In fact our relationship to nature is much more contradictory than either of these one sided views. On the one hand we are, and always will be, part of nature. We have evolved just like every other animal and we will always depend on nature for our survival.

On the other hand, it is evident that we are different from the rest of nature. Through our labour and consciousness we have transformed our lives and our environment. We have separated ourselves from the rest of nature.

One manifestation of this separation is the concept of rights itself, which is an entirely human concept. I mean this not just in the sense that only humans can be aware of rights, but that rights are rooted in the conflicts and antagonisms in human society. Rights are political concepts, not things that exist 'out there' waiting to be discovered, or that we carry around with us whether we can exercise them or not.

Contrast this view of rights with that of Peter Singer, theorist and populariser of the idea of animal liberation. He believes, for example, that human beings have always had the right not to be slaves. But what can this really mean, when throughout most of human history people have been enslaved? The right not to be enslaved can only have meaning in the context of a society where the right is either fought over or recognised.

The basis of animal rights for Singer is that, like us, animals are conscious of their pain and suffering and are therefore entitled to equal consideration. Yet this is an entirely one way obligation. Why is it immoral for us to eat meat if it is perfectly acceptable for lions or owls? Vegetarians might argue that we should 'go veggie' because 'we can', but if it was a real priority we could also begin trying to stop animals eating each other, like the curious people who make their dogs 'go veggie' too!

Nobody seriously suggests this course of action, which indicates that we are not really debating the rights animals have, but the extent to which we should give their suffering consideration.
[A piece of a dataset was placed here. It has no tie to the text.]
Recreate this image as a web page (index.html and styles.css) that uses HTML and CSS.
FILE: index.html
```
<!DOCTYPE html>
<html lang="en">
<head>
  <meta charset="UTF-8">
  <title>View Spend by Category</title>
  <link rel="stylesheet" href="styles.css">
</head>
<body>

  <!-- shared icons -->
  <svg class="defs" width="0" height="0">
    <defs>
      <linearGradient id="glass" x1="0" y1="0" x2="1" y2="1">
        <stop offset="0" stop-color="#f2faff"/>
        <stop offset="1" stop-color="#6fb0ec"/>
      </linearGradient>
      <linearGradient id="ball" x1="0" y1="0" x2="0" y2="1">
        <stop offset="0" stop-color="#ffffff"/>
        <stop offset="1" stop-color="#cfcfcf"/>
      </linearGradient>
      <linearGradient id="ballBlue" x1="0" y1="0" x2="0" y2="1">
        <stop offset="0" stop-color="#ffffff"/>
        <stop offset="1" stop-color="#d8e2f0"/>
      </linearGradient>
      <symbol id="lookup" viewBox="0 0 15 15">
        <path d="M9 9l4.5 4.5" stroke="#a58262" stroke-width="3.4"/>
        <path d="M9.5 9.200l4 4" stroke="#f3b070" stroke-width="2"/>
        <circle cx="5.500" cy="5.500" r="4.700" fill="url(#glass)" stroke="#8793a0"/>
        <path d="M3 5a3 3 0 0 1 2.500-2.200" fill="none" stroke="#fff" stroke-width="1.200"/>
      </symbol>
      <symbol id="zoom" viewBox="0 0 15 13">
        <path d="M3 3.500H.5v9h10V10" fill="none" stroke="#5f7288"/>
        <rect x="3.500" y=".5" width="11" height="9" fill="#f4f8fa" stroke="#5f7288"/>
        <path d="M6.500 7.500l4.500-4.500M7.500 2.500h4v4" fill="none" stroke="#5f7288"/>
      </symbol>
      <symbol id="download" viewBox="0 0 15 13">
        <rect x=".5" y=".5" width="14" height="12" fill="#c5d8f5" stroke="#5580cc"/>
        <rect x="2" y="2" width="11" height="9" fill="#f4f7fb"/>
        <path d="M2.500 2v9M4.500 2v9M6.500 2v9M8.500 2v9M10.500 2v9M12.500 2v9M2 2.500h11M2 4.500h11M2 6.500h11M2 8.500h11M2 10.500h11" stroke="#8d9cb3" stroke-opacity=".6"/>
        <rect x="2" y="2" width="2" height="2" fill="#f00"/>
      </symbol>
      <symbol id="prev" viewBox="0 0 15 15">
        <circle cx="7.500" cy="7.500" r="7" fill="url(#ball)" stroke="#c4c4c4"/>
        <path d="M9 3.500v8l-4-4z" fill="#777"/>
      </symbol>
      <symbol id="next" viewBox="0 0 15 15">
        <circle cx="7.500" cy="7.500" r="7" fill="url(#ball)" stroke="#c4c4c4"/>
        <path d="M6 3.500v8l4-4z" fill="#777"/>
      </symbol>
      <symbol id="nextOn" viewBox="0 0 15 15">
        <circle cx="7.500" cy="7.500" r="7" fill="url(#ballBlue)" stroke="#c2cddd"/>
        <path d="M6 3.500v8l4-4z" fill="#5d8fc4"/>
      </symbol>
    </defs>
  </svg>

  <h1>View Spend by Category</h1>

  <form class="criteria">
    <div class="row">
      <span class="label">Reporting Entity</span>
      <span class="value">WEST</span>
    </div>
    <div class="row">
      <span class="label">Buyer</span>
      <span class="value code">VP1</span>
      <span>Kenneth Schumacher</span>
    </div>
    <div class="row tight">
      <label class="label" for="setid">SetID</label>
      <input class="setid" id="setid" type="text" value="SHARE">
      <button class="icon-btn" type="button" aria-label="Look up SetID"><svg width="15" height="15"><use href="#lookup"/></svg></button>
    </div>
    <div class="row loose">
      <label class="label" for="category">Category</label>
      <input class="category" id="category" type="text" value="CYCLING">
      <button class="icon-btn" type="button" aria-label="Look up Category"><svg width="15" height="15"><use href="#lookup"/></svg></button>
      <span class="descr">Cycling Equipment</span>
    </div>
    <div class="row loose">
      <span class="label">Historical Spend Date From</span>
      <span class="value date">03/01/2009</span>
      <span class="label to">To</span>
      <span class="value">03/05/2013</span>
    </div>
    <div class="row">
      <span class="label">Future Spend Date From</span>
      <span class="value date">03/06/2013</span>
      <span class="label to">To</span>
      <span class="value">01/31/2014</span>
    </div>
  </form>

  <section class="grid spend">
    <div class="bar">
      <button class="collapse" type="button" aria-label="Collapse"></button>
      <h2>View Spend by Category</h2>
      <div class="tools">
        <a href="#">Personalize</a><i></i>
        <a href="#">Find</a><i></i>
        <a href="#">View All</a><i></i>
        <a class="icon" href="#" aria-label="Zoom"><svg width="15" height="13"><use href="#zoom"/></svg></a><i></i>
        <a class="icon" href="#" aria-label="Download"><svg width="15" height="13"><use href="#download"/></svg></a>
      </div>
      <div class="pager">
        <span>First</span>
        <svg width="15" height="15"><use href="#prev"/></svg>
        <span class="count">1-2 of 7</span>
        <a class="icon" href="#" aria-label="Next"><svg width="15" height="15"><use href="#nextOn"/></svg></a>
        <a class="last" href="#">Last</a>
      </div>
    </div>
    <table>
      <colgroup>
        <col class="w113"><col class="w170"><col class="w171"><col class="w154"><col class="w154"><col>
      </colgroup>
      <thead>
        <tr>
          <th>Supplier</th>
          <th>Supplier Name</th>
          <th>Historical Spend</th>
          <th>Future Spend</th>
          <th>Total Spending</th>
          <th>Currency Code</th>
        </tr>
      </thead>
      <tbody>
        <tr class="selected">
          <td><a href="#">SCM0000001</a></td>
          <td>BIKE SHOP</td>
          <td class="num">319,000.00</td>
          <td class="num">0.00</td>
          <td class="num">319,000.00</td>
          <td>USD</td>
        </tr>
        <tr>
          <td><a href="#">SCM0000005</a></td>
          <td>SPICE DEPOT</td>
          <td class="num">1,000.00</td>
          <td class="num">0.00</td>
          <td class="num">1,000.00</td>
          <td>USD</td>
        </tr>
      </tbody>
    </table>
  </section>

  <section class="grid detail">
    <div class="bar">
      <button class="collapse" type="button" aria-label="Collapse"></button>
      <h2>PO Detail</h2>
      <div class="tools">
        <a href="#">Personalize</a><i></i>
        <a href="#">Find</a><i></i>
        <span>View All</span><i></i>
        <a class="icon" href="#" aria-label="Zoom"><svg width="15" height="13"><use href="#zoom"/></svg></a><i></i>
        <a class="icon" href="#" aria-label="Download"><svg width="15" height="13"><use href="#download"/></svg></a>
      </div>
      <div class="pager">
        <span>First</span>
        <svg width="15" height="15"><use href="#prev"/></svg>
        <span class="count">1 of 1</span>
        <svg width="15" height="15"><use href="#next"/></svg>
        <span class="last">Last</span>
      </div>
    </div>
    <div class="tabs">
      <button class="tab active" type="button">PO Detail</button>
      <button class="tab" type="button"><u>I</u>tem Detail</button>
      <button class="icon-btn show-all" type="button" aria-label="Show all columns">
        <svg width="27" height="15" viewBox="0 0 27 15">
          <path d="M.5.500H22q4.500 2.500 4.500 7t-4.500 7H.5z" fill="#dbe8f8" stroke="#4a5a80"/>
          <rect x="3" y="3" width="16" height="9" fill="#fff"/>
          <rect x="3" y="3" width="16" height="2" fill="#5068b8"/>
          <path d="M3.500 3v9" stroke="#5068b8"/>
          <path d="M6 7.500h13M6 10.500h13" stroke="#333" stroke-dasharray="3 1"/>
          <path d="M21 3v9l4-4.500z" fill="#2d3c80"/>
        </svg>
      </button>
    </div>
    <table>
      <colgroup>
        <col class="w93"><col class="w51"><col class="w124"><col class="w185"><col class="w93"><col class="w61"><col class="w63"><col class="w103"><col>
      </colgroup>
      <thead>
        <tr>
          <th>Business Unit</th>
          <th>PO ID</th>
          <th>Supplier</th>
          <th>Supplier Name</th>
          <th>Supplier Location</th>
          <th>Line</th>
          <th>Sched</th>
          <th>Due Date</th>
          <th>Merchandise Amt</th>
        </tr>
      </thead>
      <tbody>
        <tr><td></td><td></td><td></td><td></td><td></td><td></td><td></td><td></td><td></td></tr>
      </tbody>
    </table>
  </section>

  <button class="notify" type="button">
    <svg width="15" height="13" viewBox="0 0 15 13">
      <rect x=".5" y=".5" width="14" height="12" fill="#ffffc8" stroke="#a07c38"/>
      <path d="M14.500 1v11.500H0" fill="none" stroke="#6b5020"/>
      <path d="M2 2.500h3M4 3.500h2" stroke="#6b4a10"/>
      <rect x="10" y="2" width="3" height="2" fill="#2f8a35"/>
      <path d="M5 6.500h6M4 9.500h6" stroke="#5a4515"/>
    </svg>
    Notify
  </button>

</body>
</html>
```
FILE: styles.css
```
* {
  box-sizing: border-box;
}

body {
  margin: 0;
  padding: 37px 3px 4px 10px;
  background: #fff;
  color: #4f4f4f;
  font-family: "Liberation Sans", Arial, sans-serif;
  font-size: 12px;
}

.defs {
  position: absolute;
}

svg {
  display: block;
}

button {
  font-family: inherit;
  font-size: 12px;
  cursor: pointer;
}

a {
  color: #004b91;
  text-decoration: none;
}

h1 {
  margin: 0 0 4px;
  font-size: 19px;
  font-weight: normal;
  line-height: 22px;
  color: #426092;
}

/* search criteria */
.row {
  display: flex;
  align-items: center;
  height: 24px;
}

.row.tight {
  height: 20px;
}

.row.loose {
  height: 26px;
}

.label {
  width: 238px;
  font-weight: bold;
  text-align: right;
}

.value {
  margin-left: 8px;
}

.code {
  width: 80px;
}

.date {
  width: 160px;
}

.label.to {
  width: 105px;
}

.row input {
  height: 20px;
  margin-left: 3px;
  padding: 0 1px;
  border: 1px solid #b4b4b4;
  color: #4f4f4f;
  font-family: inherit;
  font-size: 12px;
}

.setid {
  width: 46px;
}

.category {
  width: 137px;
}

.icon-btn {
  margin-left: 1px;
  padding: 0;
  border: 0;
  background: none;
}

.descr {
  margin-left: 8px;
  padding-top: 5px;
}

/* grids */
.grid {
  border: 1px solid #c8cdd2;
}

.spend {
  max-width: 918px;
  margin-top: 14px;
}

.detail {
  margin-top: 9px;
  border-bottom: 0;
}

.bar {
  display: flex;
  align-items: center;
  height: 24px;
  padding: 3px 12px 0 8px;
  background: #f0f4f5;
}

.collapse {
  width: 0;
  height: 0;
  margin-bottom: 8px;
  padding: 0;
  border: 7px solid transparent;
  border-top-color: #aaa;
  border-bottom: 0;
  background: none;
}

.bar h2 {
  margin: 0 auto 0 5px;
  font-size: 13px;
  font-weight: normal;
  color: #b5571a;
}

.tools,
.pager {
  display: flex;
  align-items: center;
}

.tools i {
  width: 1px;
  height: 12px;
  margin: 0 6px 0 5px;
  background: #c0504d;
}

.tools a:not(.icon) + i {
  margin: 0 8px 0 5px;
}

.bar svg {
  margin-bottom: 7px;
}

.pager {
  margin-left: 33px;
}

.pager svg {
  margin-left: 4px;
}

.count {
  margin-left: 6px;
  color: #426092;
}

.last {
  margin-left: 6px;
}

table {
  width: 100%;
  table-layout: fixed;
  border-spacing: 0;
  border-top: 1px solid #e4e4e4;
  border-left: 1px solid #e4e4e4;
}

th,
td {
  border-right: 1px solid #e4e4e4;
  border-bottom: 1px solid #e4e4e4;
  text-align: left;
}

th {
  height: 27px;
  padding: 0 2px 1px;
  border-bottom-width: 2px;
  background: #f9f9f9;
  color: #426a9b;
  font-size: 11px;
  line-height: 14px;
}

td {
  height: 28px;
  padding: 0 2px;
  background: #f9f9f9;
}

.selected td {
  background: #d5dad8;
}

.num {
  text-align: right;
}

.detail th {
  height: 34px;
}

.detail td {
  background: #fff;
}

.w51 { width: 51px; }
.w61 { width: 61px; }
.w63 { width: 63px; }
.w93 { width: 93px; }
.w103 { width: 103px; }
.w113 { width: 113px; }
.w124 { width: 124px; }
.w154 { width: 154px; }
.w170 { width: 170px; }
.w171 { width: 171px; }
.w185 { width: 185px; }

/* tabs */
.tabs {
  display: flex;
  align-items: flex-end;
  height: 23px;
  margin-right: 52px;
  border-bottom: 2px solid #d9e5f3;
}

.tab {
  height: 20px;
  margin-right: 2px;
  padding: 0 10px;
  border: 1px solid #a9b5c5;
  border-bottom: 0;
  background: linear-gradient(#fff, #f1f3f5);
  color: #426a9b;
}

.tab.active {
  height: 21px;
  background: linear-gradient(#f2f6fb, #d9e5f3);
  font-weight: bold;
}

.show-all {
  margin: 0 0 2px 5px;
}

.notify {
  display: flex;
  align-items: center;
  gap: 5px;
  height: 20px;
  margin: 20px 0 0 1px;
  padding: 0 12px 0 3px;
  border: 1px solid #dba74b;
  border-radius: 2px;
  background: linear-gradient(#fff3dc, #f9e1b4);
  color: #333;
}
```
When we look to the other side of our relationship to nature, we must recognise that we can never live without trampling on the 'rights' of animals. Take the case of one of the officials of the Vegan Society, scorned by the society's members for laying a mousetrap in his soya milk factory!
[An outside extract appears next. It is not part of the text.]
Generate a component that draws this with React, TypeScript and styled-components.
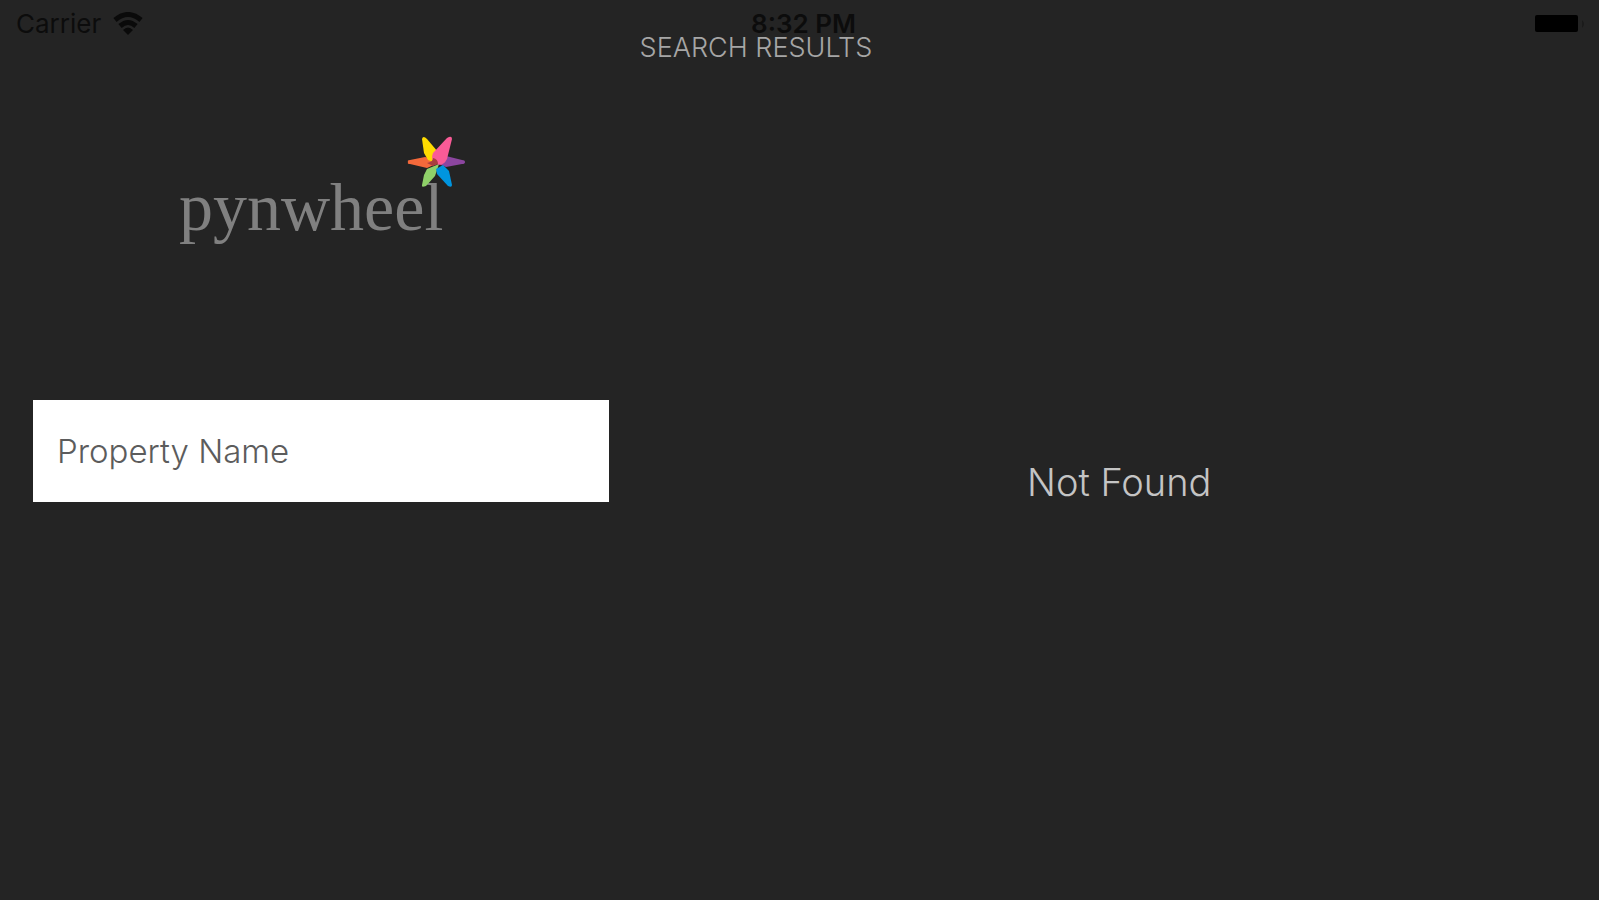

No vegan I know suggests we should do without clothes, clean water or many other products that make us comfortable at the expense, one way or another, of other animals.

To be sure, socialism would certainly put animal welfare at a higher priority than capitalism does. The question is: how much effort should socialists expend now to reduce animal suffering? When I think of the amount of human suffering in this world, as well as the job we have on our hands building an organisation that will be able to influence and lead a revolution, I must admit that animal welfare falls off the bottom of my list of current priorities.